Brian Stuart Goodell (born April 2, 1959) is an American politician, former competitive swimmer, two-time Olympic champion, and former world record-holder in two events. He is a city councilman and former mayor of Mission Viejo, California.

Career
At the 1976 Olympic Games in Montreal, Quebec, he won gold medals for his first-place finishes in the 400-meter and 1,500-meter freestyle events. He also won gold medals in both events at the 1979 Pan American Games in San Juan, Puerto Rico. He received a silver medal in 1,500-meter freestyle at the 1975 World Aquatics Championships in Cali, Colombia.

After graduating from Mission Viejo High School, he attended college at the University of California, Los Angeles (UCLA), where he swam for coach Ron Ballatore's UCLA Bruins swimming and diving team in National Collegiate Athletic Association (NCAA) and Pacific-10 Conference competition from 1978 to 1980.  During his college swimming career, he won nine NCAA individual championships, including three times in each of the 500-yard freestyle, 1,650-yard freestyle, and the 400-yard individual medley.
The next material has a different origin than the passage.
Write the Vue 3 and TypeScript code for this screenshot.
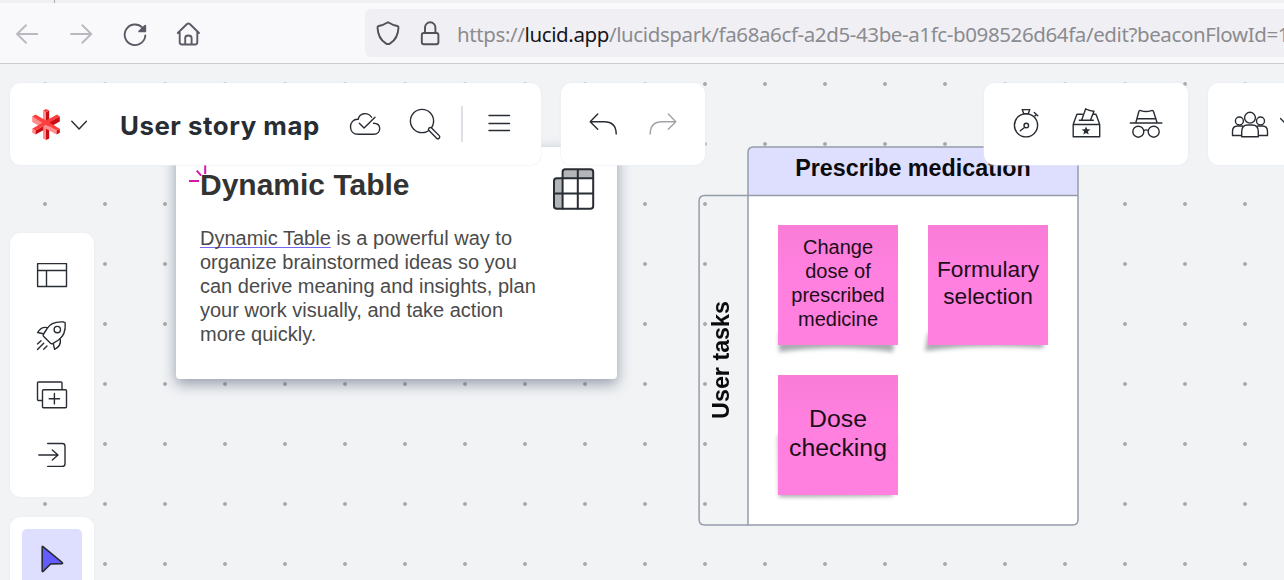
<script setup lang="ts">
interface Sticky {
  lines: string[]
  variant: string
}

const stickies: Sticky[] = [
  { lines: ['Change', 'dose of', 'prescribed', 'medicine'], variant: 'small' },
  { lines: ['Formulary', 'selection'], variant: 'medium' },
  { lines: ['Dose', 'checking'], variant: 'large' },
]

const shadows: string[] = [
  'M1 108 H117 L115 127 Q60 119 1 127 Z',
  'M0 108 H118 L115 123 Q50 119 -3 126 Z',
  'M0 60 H118 L115 121 Q60 122 1 122 Z',
]

const cardLines: string[] = [
  'organize brainstormed ideas so you',
  'can derive meaning and insights, plan',
  'your work visually, and take action',
  'more quickly.',
]
</script>

<template>
  <div class="window">
    <div class="tabstrip"><span class="tab-edge"></span></div>
    <header class="browser">
      <svg class="nav" width="365" height="60" viewBox="0 3 365 60">
        <g class="muted">
          <path d="M37.3 34H17M26 25.2L17 34l9 8.8" />
          <path d="M71 34h20.3M82.3 25.2L91.3 34l-9 8.8" />
        </g>
        <g class="chrome">
          <path d="M145.3 35.5A10.3 10.3 0 1 1 142.4 27.6" />
          <path class="solid" d="M145.2 25.8v5.6h-6z" />
          <path d="M177.8 33L187 24q1.4-1.2 2.8 0l9.2 9M179.7 32v10.3q0 2.2 2.2 2.2h13.2q2.2 0 2.2-2.2V32M185.2 44v-6q0-2.5 3.2-2.5t3.2 2.5v6" />
        </g>
      </svg>
      <div class="address">
        <svg width="92" height="48" viewBox="365 9 92 48" class="chrome dark">
          <path d="M388 22.3q4.8 3 9.4 3.7q1.2.3 1.1 1.6c-.4 8-2.7 12.300-8.300 15.800q-2.200 1.400-4.400 0c-5.600-3.500-7.900-7.800-8.300-15.800q-.1-1.300 1.100-1.600q4.600-.7 9.400-3.700z" />
          <rect x="421.800" y="33" width="16.600" height="11.300" rx="2" />
          <path d="M425 33v-5.500a5.200 5.200 0 0 1 10.400 0V33" />
        </svg>
        <span class="url">https://<b>lucid.app</b>/lucidspark/fa68a6cf-a2d5-43be-a1fc-b098526d64fa/edit?beaconFlowId=1</span>
      </div>
    </header>

    <main class="canvas">
      <section class="card">
        <h2>Dynamic Table</h2>
        <p><span class="link">Dynamic Table</span> is a powerful way to<template v-for="line in cardLines" :key="line"><br />{{ line }}</template></p>
        <svg class="grid-icon" width="44" height="44" viewBox="552 167 44 44">
          <path class="shade" d="M563 178v-6q0-2.500 2.500-2.500h25q2.500 0 2.500 2.500v6zM563 178h-6q-2.800 0-2.800 2.500v25.500q0 3 2.800 3h6z" />
          <path d="M562.600 178.200v-6.200q0-2.700 2.700-2.700h25.200q2.700 0 2.700 2.700v34q0 2.800-2.700 2.800h-33.700q-2.800 0-2.800-2.800v-25q0-2.800 2.800-2.800h36.400M554 193.400h39.200M562.600 178v31M577.800 169.300v39.700" />
        </svg>
        <svg class="spark" width="20" height="20" viewBox="188 164 20 20">
          <path d="M205.200 164v10M196.700 170.700l4.500 5M189 181h10" />
        </svg>
      </section>

      <section class="board">
        <svg class="frame" width="382" height="381" viewBox="698 146 382 381">
          <path class="head-fill" d="M748 195.500v-43q0-5.500 5.500-5.500h319q5.500 0 5.500 5.500v43z" />
          <path class="body-fill" d="M748 195.500h330v324q0 5.500-5.500 5.500H748z" />
          <path d="M748 525V152.500q0-5.500 5.500-5.500h319q5.500 0 5.500 5.500v367q0 5.500-5.500 5.500H704.600q-5.500 0-5.500-5.500v-318.500q0-5.500 5.500-5.500H1078" />
        </svg>
        <h3>Prescribe medication</h3>
        <div class="row-label"><span>User tasks</span></div>
        <div class="notes">
          <article v-for="(note, i) in stickies" :key="i" class="note" :class="note.variant">
            <svg class="curl" width="120" height="120" viewBox="0 0 120 120"><path :d="shadows[i]" /></svg>
            <div class="paper"><span v-for="line in note.lines" :key="line">{{ line }}</span></div>
          </article>
        </div>
      </section>

      <nav class="panel document">
        <svg class="logo" width="32" height="60" viewBox="30 95 32 60">
          <path fill="#ff8f8f" d="M43 110.500l3 1.700V124l-3-1.700zM43 124l3-1.500v17.500l-3-1.500zM32.200 116.500l11.300 6.200v2.600l-3.300 1.300-8-4.600z" />
          <path fill="#c80d14" d="M46 112.200l3.200-1.700v12L46 124zM46 123l3.200 1.500v14L46 140zM48.500 122.200l11.300-5.700v5l-7.600 4.200-3.700-1.700z" />
          <path fill="#ff3f3f" d="M43 110.500l3-1.600 3.200 1.600-3.200 1.700zM32.200 116.500l3.300-1.900L46 120.400l-2.500 3zM57 114.600l2.800 1.900-10.500 6.200-3.300-2.300z" />
          <path fill="#ff8f8f" d="M32.200 128.800l3.300 1.800v4l-3.300-1.800zM46 124.600l10.600 5.800v4.200L46 128.800z" />
          <path fill="#c80d14" d="M35.500 130.600L46 124.600v4.200l-10.500 5.800zM56.600 130.400l3.200-1.600v4l-3.200 1.800z" />
          <path fill="#ff8f8f" d="M43.300 130.200l2.700-1.500v-4.100l-2.700 1.600z" />
          <path fill="#ff3f3f" d="M32.200 128.800L46 120.500l13.800 8.300-3.200 1.700L46 124.600l-10.500 6z" />
        </svg>
        <svg width="36" height="60" viewBox="62 95 36 60" class="ink"><path d="M71.800 121.300l7.300 7.700 7.300-7.700" /></svg>
        <h1>User story map</h1>
        <svg width="60" height="60" viewBox="335 95 60 60" class="ink">
          <path d="M371.500 117.200C367.500 111.600 359.500 113 358.200 119.300C353.300 119 350.500 122.700 350.500 126.700C350.500 131.200 353.500 134.200 358 134.200H373.800C377.500 134.200 379.700 131.500 379.700 128.500C379.700 125.200 377.200 123.200 373.500 123.200M359.300 123.300l4.800 4.800L375 117.300" />
        </svg>
        <svg width="60" height="60" viewBox="395 95 60 60" class="ink">
          <circle cx="422" cy="121" r="11.600" />
          <path d="M430.300 129.300L437.900 136.900" stroke-width="5" class="handle" /><path d="M430.300 129.300L437.900 136.900" class="hollow" />
        </svg>
        <span class="divider"></span>
        <svg width="60" height="60" viewBox="469 95 60 60" class="ink"><path d="M489 115.500h20.500M489 123.500h20.500M489 130.500h20.500" /></svg>
      </nav>

      <nav class="panel history">
        <svg width="60" height="60" viewBox="573 95 60 60" class="ink"><path d="M597.700 114l-7.500 7.700 7.500 7.600M590.200 121.700H604C611.500 121.700 616.200 125 616.200 134" /></svg>
        <svg width="60" height="60" viewBox="633 95 60 60" class="ink faded"><path d="M668.300 114l7.500 7.700-7.500 7.600M675.800 121.700H662C654.500 121.700 650.200 125 650.200 134" /></svg>
      </nav>

      <nav class="panel facilitate">
        <svg width="60" height="60" viewBox="996 95 60 60" class="ink">
          <circle cx="1026" cy="125.300" r="11.600" /><circle cx="1026.300" cy="125.500" r="2.300" />
          <path d="M1024.500 127.500l-4.200 3.300M1022.200 109.600h7.600l-1.500 4h-4.600zM1034.300 112.500l3.500 3.300M1036.400 114.200l-1.500 1.800" />
        </svg>
        <svg width="60" height="60" viewBox="1056 95 60 60" class="ink">
          <path d="M1073.200 124.500h26.500v12.300h-26.500zM1073.200 124.500l3.300-9.300q.3-1 1.300-1h4.500M1099.700 124.500l-3.300-9.300q-.3-1-1.300-1h-1.600M1079.300 120.300h14M1081.600 120.300l4.100-11.500q2 1.600 8.300 2.500l-3.600 9" />
          <path class="star" d="M1086 126.400l1.200 2.900 3.200.2-2.500 2 .8 3.100-2.700-1.700-2.700 1.700.8-3.100-2.500-2 3.200-.2z" />
        </svg>
        <svg width="60" height="60" viewBox="1116 95 60 60" class="ink">
          <path d="M1130.300 123h31.500M1135.800 122.800l3-11q.4-1.600 2-1.200q5.200 1.900 10.600 0q1.700-.5 2.200 1.200l3.500 11M1137.300 118.700h18.700M1143.800 130.500q2.200-1.200 4.400 0" />
          <circle cx="1138.300" cy="131.700" r="5.500" /><circle cx="1153.700" cy="131.700" r="5.500" />
        </svg>
      </nav>

      <nav class="panel people">
        <svg width="60" height="60" viewBox="1220 95 60 60" class="ink">
          <circle cx="1250" cy="117.700" r="5.400" /><circle cx="1239.400" cy="121" r="4" /><circle cx="1260.500" cy="121" r="4" />
          <path d="M1241.700 136.800v-5.300q0-6.500 6-6.500h4.600q6 0 6 6.500v5.300zM1241.700 135.500h-9.200v-4q0-5.500 5-5.500h4.700M1258.300 135.500h9.200v-4q0-5.500-5-5.500h-4.700" />
        </svg>
        <svg width="16" height="60" viewBox="1280 95 16 60" class="ink"><path d="M1280.500 118.500l7 7 7-7" /></svg>
      </nav>

      <nav class="panel side">
        <svg width="60" height="60" viewBox="22 245 60 60" class="ink"><path d="M37.600 263.600h28.900v22.900H37.600zM37.600 270.500h28.900M46.500 270.500v16" /></svg>
        <svg width="60" height="60" viewBox="22 305 60 60" class="ink">
          <path d="M64 322C56 321.400 49.500 324 46.800 329L43.300 334.500Q42.800 335.600 43.700 336.500L50.300 343Q51.400 344.200 52.700 343.600L58.500 340C63.600 336.500 65.700 330 65.200 323Q65.100 322 64 322ZM47.500 327.700C42.500 326.300 39.800 329 37.600 332.500L43.300 333.700M53.300 343.700L54.600 349.300C58.800 347.300 61 343.500 60.300 339M41 340.700l-3.500 3.200M43.700 343.300l-6.200 6.200M47 346l-3.300 3.300" />
          <circle cx="57.300" cy="329.600" r="3.200" />
        </svg>
        <svg width="60" height="60" viewBox="22 365 60 60" class="ink"><path d="M42 400.500h-3.500q-1 0-1-1v-16.500q0-1 1-1h22.500q1 0 1 1v6.500M43.500 389.700h22q1 0 1 1v16q0 1-1 1h-22q-1 0-1-1v-16q0-1 1-1zM54.400 393.500v10.400M49.200 398.700h10.400" /></svg>
        <svg width="60" height="60" viewBox="22 425 60 60" class="ink"><path d="M47.700 443.500h14.600q2.700 0 2.700 2.700v17.500q0 2.700-2.700 2.700H47.700M38.800 455H58M52.300 450l5.700 5-5.700 5" /></svg>
      </nav>

      <nav class="panel tools">
        <div class="active">
          <svg width="60" height="60" viewBox="22 529 60 60"><path class="pointer" d="M42.200 547q0-1 .8-.4L62.300 562.700q.8.800-.3.900L50.600 564l-7.500 7.400q-.9.600-.9-.5z" /></svg>
        </div>
      </nav>
    </main>
  </div>
</template>

<style>
html, body { overflow: hidden; }
</style>

<style scoped>
.window {
  width: 1284px; height: 580px; overflow: hidden; display: flex; flex-direction: column;
  font-family: "Liberation Sans", Arial, sans-serif;
}
.window * { box-sizing: border-box; }
svg { display: block; flex: none; fill: none; stroke-linecap: round; stroke-linejoin: round; }
h1, h2, h3, p { margin: 0; }
.tabstrip { height: 3px; flex: none; background: #f0f0f0; }
.tab-edge { display: block; width: 1px; height: 3px; margin-left: 54px; background: #aaa; }
.browser { height: 61px; flex: none; display: flex; background: #f9f9fb; border-bottom: 1px solid #ccccce; }
.chrome { stroke: #5b5b66; stroke-width: 1.9; }
.chrome.dark { stroke: #505058; }
.chrome .solid { fill: #5b5b66; }
.muted { stroke: #b9b9c0; stroke-width: 1.9; }
.address { flex: 1; min-width: 0; height: 48px; margin-top: 6px; display: flex; background: #f0f0f4; border-radius: 6px 0 0 6px; overflow: hidden; }
.url { font: 20.500px/50px "Noto Sans", "Open Sans", sans-serif; white-space: nowrap; color: #8b8b90; letter-spacing: -0.390px; }
.url b { font-weight: 400; color: #15141a; }
.canvas {
  flex: 1; position: relative; overflow: hidden; background-color: #f1f3f5;
  background-image: radial-gradient(circle at 30px 30px, #a9abae 1.500px, transparent 2.300px);
  background-size: 60px 60px; background-position: 15px -10px;
}
.card {
  position: absolute; left: 176px; top: 83px; width: 441px; height: 232px; padding: 20px 24px;
  background: #fff; border-radius: 4px; box-shadow: 0 5px 14px rgba(60, 72, 98, .5);
}
.card h2 { font-size: 30px; line-height: 36px; color: #333; white-space: nowrap; }
.card p { margin-top: 23px; font-size: 20px; line-height: 24px; color: #4b4b4b; white-space: nowrap; }
.link { text-decoration: underline 1px #7468f0; text-underline-offset: 2px; text-decoration-skip-ink: none; }
.grid-icon { position: absolute; left: 376px; top: 20px; stroke: #282c33; stroke-width: 2; }
.grid-icon .shade { fill: #b4b5b8; stroke: none; }
.spark { position: absolute; left: 12px; top: 17px; stroke: #d916a8; stroke-width: 2; stroke-linecap: butt; }
.board { position: absolute; left: 698px; top: 82px; width: 382px; height: 381px; }
.frame { position: absolute; inset: 0; stroke: #959dab; stroke-width: 1.500; }
.frame .head-fill { fill: #dedeff; stroke: none; }
.frame .body-fill { fill: #fff; stroke: none; }
.board h3 { position: relative; margin-left: 48px; height: 49px; font-size: 23.300px; line-height: 44px; text-align: center; color: #0b0b0d; }
.row-label { position: absolute; left: 0; top: 49px; width: 46px; height: 330px; display: flex; align-items: center; justify-content: center; }
.row-label span { writing-mode: vertical-rl; transform: rotate(180deg); font-size: 23.300px; line-height: 28px; font-weight: 700; color: #0b0b0d; }
.notes { position: relative; margin: 30px 0 0 80px; display: grid; grid-template-columns: 120px 120px; gap: 30px; }
.note { position: relative; height: 120px; text-align: center; color: #1d0d19; }
.curl { position: absolute; left: 0; top: 0; overflow: visible; fill: rgba(50, 55, 65, .42); filter: blur(2px); }
.paper {
  position: relative; height: 120px; display: flex; flex-direction: column; justify-content: center;
  background: linear-gradient(#f97cd7, #ff80df 38%);
}
.small { font-size: 20px; line-height: 24px; }
.medium { font-size: 22.700px; line-height: 27px; }
.large { font-size: 24.800px; line-height: 29.300px; }
.small .paper { padding-bottom: 4px; }
.medium .paper { padding-bottom: 4px; }
.large .paper { padding-bottom: 4px; }
.panel { position: absolute; top: 19px; height: 82px; padding: 12px; display: flex; background: #fff; border-radius: 11px; box-shadow: 0 0 1px 1px rgba(236, 238, 241, .5); }
.document { left: 10px; width: 531px; padding-left: 20px; }
.history { left: 561px; width: 144px; }
.facilitate { left: 984px; width: 204px; }
.people { left: 1208px; width: 110px; }
.side { left: 10px; top: 169px; width: 84px; height: 264px; flex-direction: column; }
.tools { left: 10px; top: 453px; width: 84px; height: 140px; }
.document h1 { width: 215px; margin-left: 22px; font: 700 25.800px/62px Inter, "DejaVu Sans", sans-serif; letter-spacing: .550px; color: #282c33; white-space: nowrap; }
.divider { width: 2px; height: 36px; margin: 11px 6px; background: #dce0e6; }
.ink { stroke: #282c33; stroke-width: 1.400; }
.faded { stroke: #a2a3a8; }
.hollow { stroke: #fff; stroke-width: 2.200; }
.star { fill: #282c33; stroke: none; }
.active { width: 60px; height: 60px; background: #dedeff; border-radius: 5px; }
.pointer { fill: #635dff; stroke: #282c33; stroke-width: 1.600; }
</style>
Goodell held the 400-meter freestyle (long course) world record from June 18, 1976 to April 6, 1979, and the 1,500-meter freestyle (long course) world record from 1976 to 1980.

He was recognized as the Male World Swimmer of the Year by Swimming World magazine in 1977.  He was inducted into the International Swimming Hall of Fame as an "Honor Swimmer" in 1986.

Brian and his wife, Vicki Goodell, are currently licensed Realtors in California and have created The Gold Medal Group with Berkshire Hathaway.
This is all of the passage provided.